On Folding Calabi-Yau Diagrams in M-theory Black Brane Scenarios
Adil Belhaj, Abderrahim Bouhouch
TL;DR
The paper develops a diagrammatic folding framework for tetra-quadric Calabi-Yau compactifications in M-theory to relate 5D black brane physics to simpler, lower-moduli-space compactifications. By encoding complete intersection data into CY diagrams and applying outer-automorphism foldings from groups such as Z2, Z2×Z2, Z3, and Z4, the authors derive mapped moduli and charge relations that reproduce known black hole and black string potentials on CP^1×CP^1×CP^2, CP^2×CP^2, CP^1×CP^3, and the CP^4 quintic.

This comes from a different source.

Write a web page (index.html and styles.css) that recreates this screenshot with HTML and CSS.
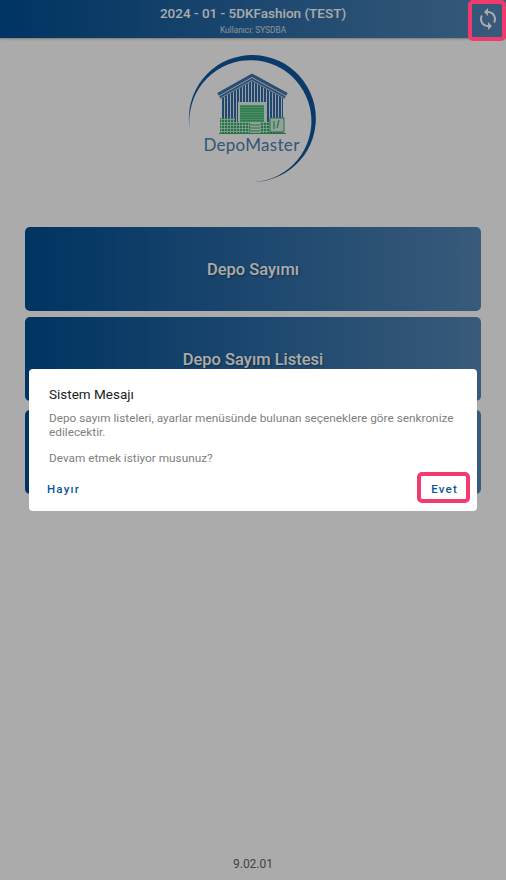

The approach yields explicit transformations of the Kähler moduli t_i and charges q_i (and similarly p_i) that implement the folding and reduce the effective potentials to established forms in the folded geometries. This provides a unified, graph-theoretic method to connect complex tetra-quadric vacua to well-understood lower-dimensional CY compactifications, with implications for stability analyses and model-building in 5D supergravity from M-theory.
Abstract
In this paper, we reconsider the study of five-dimensional supersymmetric black branes in the context of the M-theory compactification on a special Calabi-Yau manifold called tetra-quadric, being realized as complete intersections of homogenous polynomials in the projective space $ \mathbb{CP}^{1}\times\mathbb{CP}^{1}\times\mathbb{CP}^{1}\times\mathbb{CP}^{1}$. Combining colored graph theory and outer-automorphism group action techniques, we approach the tetra-quadric Calabi-Yau diagram leading to new features. Using a procedure referred to as folding, we show that M-theory black branes on the tetra-quadric Calabi-Yau manifold can be reduced to known compactifications with lower dimensional Kähler moduli spaces.